I’m not sure if Mojo supports this kind of JIT just yet? But it seems like it’s within the realm of possibility. I’m curious what others think about the idea.

Mixed AOT/JIT tools could be really useful for scientific computing in general, where it’s generally favorable to trade off a little up-front planning time if it can speedup the overall workload significantly. And for many applications, shipping the compiler tools with the app isn’t such a problem.

Thank you for saying this - this is exactly what we’re trying to achieve with Mojo, and I’m thrilled it is working well for you!
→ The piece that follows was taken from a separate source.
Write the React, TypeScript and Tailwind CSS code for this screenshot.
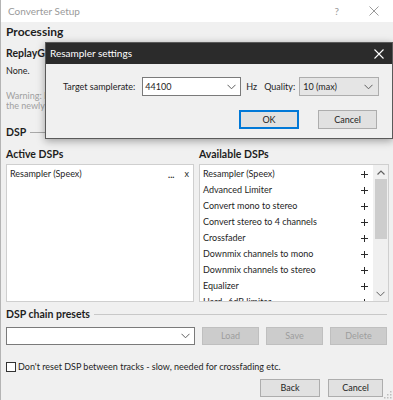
import React from "react";

const Chevron = ({ className = "" }: { className?: string }) => (
  <svg width="9" height="6" viewBox="0 0 9 6" className={className}>
    <polyline points="0.5,0.8 4.5,4.8 8.5,0.8" fill="none" stroke="#606060" strokeWidth="1" />
  </svg>
);

const ChevronUp = () => (
  <svg width="8" height="5" viewBox="0 0 8 5">
    <polyline points="0.5,4.5 4,1 7.5,4.5" fill="none" stroke="#606060" strokeWidth="1.2" />
  </svg>
);

const Plus = () => (
  <svg width="7" height="7" viewBox="0 0 7 7" aria-label="+">
    <path d="M3.5 0 V7 M0 3.5 H7" stroke="#2a2a2a" strokeWidth="1" />
  </svg>
);

const available = [
  "Resampler (Speex)",
  "Advanced Limiter",
  "Convert mono to stereo",
  "Convert stereo to 4 channels",
  "Crossfader",
  "Downmix channels to mono",
  "Downmix channels to stereo",
  "Equalizer",
  "Hard -6dB limiter",
];

export default function App() {
  return (
    <div className="relative w-[393px] h-[400px] overflow-hidden bg-[#f0f0f0] border-l border-[#b4b4b4] font-['Lato',sans-serif] text-[9px] text-[#1e1e1e]">
      {/* Window title bar */}
      <div className="h-[22px] bg-white flex items-center pl-[7px] pr-[14px]">
        <span className="text-[10px] text-[#9a9a9a] flex-1">Converter Setup</span>
        <span className="text-[10px] text-[#9a9a9a] mr-[30px]">?</span>
        <svg width="10" height="10" viewBox="0 0 10 10">
          <path d="M0.5 0.5 L9.5 9.5 M9.5 0.5 L0.5 9.5" stroke="#9a9a9a" strokeWidth="1" />
        </svg>
      </div>

      <div className="pl-[5px] pr-[5px]">
        <div className="mt-[3px] h-[14px] leading-[14px] text-[12px] font-bold">Processing</div>
        <div className="mt-[8px] h-[13px] leading-[13px] text-[10.5px] font-bold w-[39px] overflow-hidden whitespace-nowrap">ReplayGain</div>
        <div className="mt-[5px] h-[12px] leading-[12px]">None.</div>
        <div className="mt-[14px] leading-[10px] text-[#a0a0a0] w-[39px] overflow-hidden whitespace-nowrap">
          <div>Warning: ReplayGain</div>
          <div>the newly created</div>
        </div>

        <div className="mt-[15px] h-[13px] flex items-center gap-[4px]">
          <span className="text-[10.5px] font-bold leading-[13px]">DSP</span>
          <div className="flex-1 h-px bg-[#a8a8a8]" />
        </div>

        <div className="mt-[9px] grid grid-cols-[188px_190px] gap-x-[5px]">
          <div className="h-[13px] leading-[13px] text-[10.5px] font-bold">Active DSPs</div>
          <div className="h-[13px] leading-[13px] text-[10.5px] font-bold">Available DSPs</div>

          <div className="mt-[3px] h-[138px] bg-white border border-[#cfcfcf] pt-[1px]">
            <div className="h-[16px] flex items-center pl-[3px] pr-[4px]">
              <span className="flex-1">Resampler (Speex)</span>
              <span className="font-bold mr-[10px] leading-none">...</span>
              <span>x</span>
            </div>
          </div>

          <div className="mt-[3px] h-[138px] bg-white border border-[#cfcfcf] flex overflow-hidden">
            <div className="flex-1 pt-[1px] overflow-hidden">
              {available.map((a) => (
                <div key={a} className="h-[16px] flex items-center pl-[3px] pr-[5px] whitespace-nowrap">
                  <span className="flex-1">{a}</span>
                  <Plus />
                </div>
              ))}
            </div>
            <div className="w-[15px] bg-[#f0f0f0] flex flex-col items-center">
              <div className="h-[14px] flex items-center justify-center">
                <ChevronUp />
              </div>
              <div className="w-[12px] h-[60px] bg-[#cdcdcd]" />
              <div className="flex-1" />
              <div className="h-[14px] flex items-center justify-center">
                <Chevron />
              </div>
            </div>
          </div>
        </div>

        <div className="mt-[6px] h-[13px] flex items-center gap-[4px]">
          <span className="text-[10.5px] font-bold leading-[13px]">DSP chain presets</span>
          <div className="flex-1 h-px bg-[#c8c8c8] mr-[1px]" />
        </div>

        <div className="mt-[6px] h-[18px] flex gap-[7px]">
          <div className="w-[189px] h-[18px] bg-white border border-[#7a7a7a] flex items-center justify-end pr-[4px]">
            <Chevron />
          </div>
          <div className="w-[57px] h-[18px] bg-[#cccccc] border border-[#bfbfbf] flex items-center justify-center text-[#9d9d9d]">Load</div>
          <div className="w-[57px] h-[18px] bg-[#cccccc] border border-[#bfbfbf] flex items-center justify-center text-[#9d9d9d]">Save</div>
          <div className="w-[57px] h-[18px] bg-[#cccccc] border border-[#bfbfbf] flex items-center justify-center text-[#9d9d9d]">Delete</div>
        </div>

        <div className="mt-[16px] h-[12px] flex items-center gap-[2px]">
          <div className="w-[10px] h-[10px] bg-white border border-[#333]" />
          <span>Don't reset DSP between tracks - slow, needed for crossfading etc.</span>
        </div>

        <div className="mt-[6px] flex justify-end gap-[8px] pr-[5px]">
          <div className="w-[60px] h-[18px] bg-[#e1e1e1] border border-[#adadad] flex items-center justify-center">Back</div>
          <div className="w-[55px] h-[18px] bg-[#e1e1e1] border border-[#adadad] flex items-center justify-center">Cancel</div>
        </div>
      </div>

      {/* resize grip */}
      <svg className="absolute right-[1px] bottom-[1px]" width="8" height="8" viewBox="0 0 8 8">
        <rect x="6" y="0" width="1.5" height="1.5" fill="#bdbdbd" />
        <rect x="3" y="3" width="1.5" height="1.5" fill="#bdbdbd" />
        <rect x="6" y="3" width="1.5" height="1.5" fill="#bdbdbd" />
        <rect x="0" y="6" width="1.5" height="1.5" fill="#bdbdbd" />
        <rect x="3" y="6" width="1.5" height="1.5" fill="#bdbdbd" />
        <rect x="6" y="6" width="1.5" height="1.5" fill="#bdbdbd" />
      </svg>

      {/* Modal dialog */}
      <div className="absolute left-[44px] top-[42px] w-[348px] h-[97px] bg-[#f0f0f0] border border-[#5a5a5a] shadow-[0_2px_8px_rgba(0,0,0,0.35)] flex flex-col">
        <div className="h-[21px] bg-[#2b2b2b] flex items-center pl-[4px] pr-[8px]">
          <span className="flex-1 text-white text-[10px]">Resampler settings</span>
          <svg width="10" height="10" viewBox="0 0 10 10">
            <path d="M0.5 0.5 L9.5 9.5 M9.5 0.5 L0.5 9.5" stroke="#ffffff" strokeWidth="1.1" />
          </svg>
        </div>
        <div className="mt-[13px] h-[19px] flex items-center pl-[17px]">
          <span className="mr-[7px]">Target samplerate:</span>
          <div className="w-[99px] h-[19px] bg-white border border-[#7a7a7a] flex items-center pl-[2px] pr-[4px]">
            <span className="flex-1">44100</span>
            <Chevron />
          </div>
          <span className="ml-[5px] mr-[7px]">Hz</span>
          <span className="mr-[4px]">Quality:</span>
          <div className="w-[80px] h-[19px] bg-[#e5e5e5] border border-[#adadad] flex items-center pl-[3px] pr-[5px]">
            <span className="flex-1">10 (max)</span>
            <Chevron />
          </div>
        </div>
        <div className="mt-[14px] flex justify-end gap-[19px] pr-[15px]">
          <div className="w-[60px] h-[19px] bg-[#e1e1e1] border-2 border-[#0078d7] flex items-center justify-center">OK</div>
          <div className="w-[59px] h-[19px] bg-[#e1e1e1] border border-[#adadad] flex items-center justify-center">Cancel</div>
        </div>
      </div>
    </div>
  );
}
As another scientific user of Mojo, I’m also very interested in FFTs. If you’re looking for inspiration (or a challenge), we’re interested in real-to-complex and complex-to-real 2d and 3d transforms, where the data dimensions are only known at runtime.

If you are interested, @martinvuyk has done some really impressive work on GPU FFTs, beating cuFFT by quite a lot. He recently presented it at the october community meeting. The video should be up here soon:

I’m not sure if Mojo supports this kind of JIT just yet? But it seems like it’s within the realm of possibility. I’m curious what others think about the idea.

Mixed AOT/JIT tools could be really useful for scientific computing in general, where it’s generally favorable to trade off a little up-front planning time if it can speedup the overall workload significantly. And for many applications, shipping the compiler tools with the app isn’t such a problem.

The answer is “yes” - this is exactly what Mojo+MAX do in conjunction. MAX is an AI framework that takes an “operator graph” (which can be a single operator) and then applies various optimizations to it. These optimizations include things like specialization based on staticly-known information like shapes/dimensions, as well as other things like memory planning and fusion of different kernels to reduce memory traffic

-Chris

2 Likes

Thank you for saying this - this is exactly what we’re trying to achieve with Mojo, and I’m thrilled it is working well for you!

I’ve been super impressed with Mojo so far, so nice work! Even though we’re not doing anything remotely related to genAI, Mojo is quickly proving to be the best tool available for general scientific HPC anyway.

If you are interested, @martinvuyk has done some really impressive work on GPU FFTs, beating cuFFT by quite a lot.

Yes! I’ve been discussing with Martin about how I can use their new FFT code. Unfortunately, the dynamic sizes issue has been a blocker for my work, but I’m hoping we can find a solution (that doesn’t sacrifice performance) by exploring some kind of JIT approach. It’s encouraging to hear that MAX already does something similar, so maybe there’s hope we can get it working without too much trouble.

I think much of the MAX API was open-sourced recently? So I’ll take a look and try to get an idea of how it works. Maybe using the graph API directly is what we need in this case? Or maybe there’s some lower-level tool in there somewhere that’s a better fit since we’re not actually doing anything with AI models here.